Earlier this month, ABN Amro also announced layoffs in its sustainability department, cutting 58 permanent employees and 9 temporary workers. The bank warned that it expected to do “further optimization” in other departments.
The bank also announced in April that it was ending external hiring and not renewing temporary contracts. At the time, it spared the department that investigated signs of criminal money flows, money laundering, and terrorist funding. But it now sees room to reduce staffing there after shifting to doing some of the detecting work using technology, setting up the Detecting Financial Crime system for the purpose.
ABN Amro also reportedly decided to eliminate more temporary workers because the new collective labor agreement for the temporary employment sector will lead to higher costs for the bank. The agreement takes effect next year and stipulates equal pay for permanent employees and temporary workers. With the costs of external hiring on top of the equal pay, temporary workers will be more expensive than permanent staff.

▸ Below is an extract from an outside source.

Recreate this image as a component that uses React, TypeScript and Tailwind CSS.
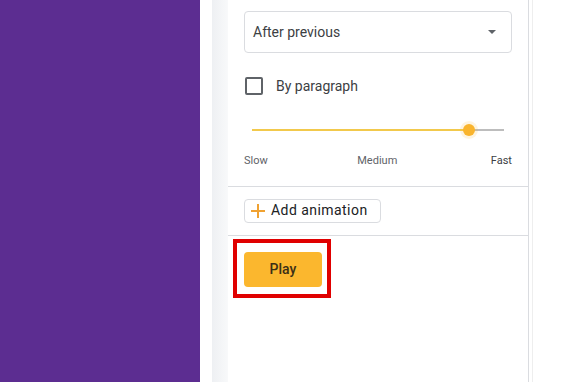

According to the newspaper, the bank offered to take over some of the temporary workers into permanent employment, but there will be new layoffs. How many is unclear. The involved staffing agencies told FD that the announcement caught them off guard.
Last week, the trade union CNV warned that the Netherlands was on the verge of several massive layoff rounds. At least a third of the businesses with which CNV negotiates have layoffs on the table. Thousands of jobs may be at risk, especially in financial services, industry, retail, and education, CNV chairman Piet Fortuin said.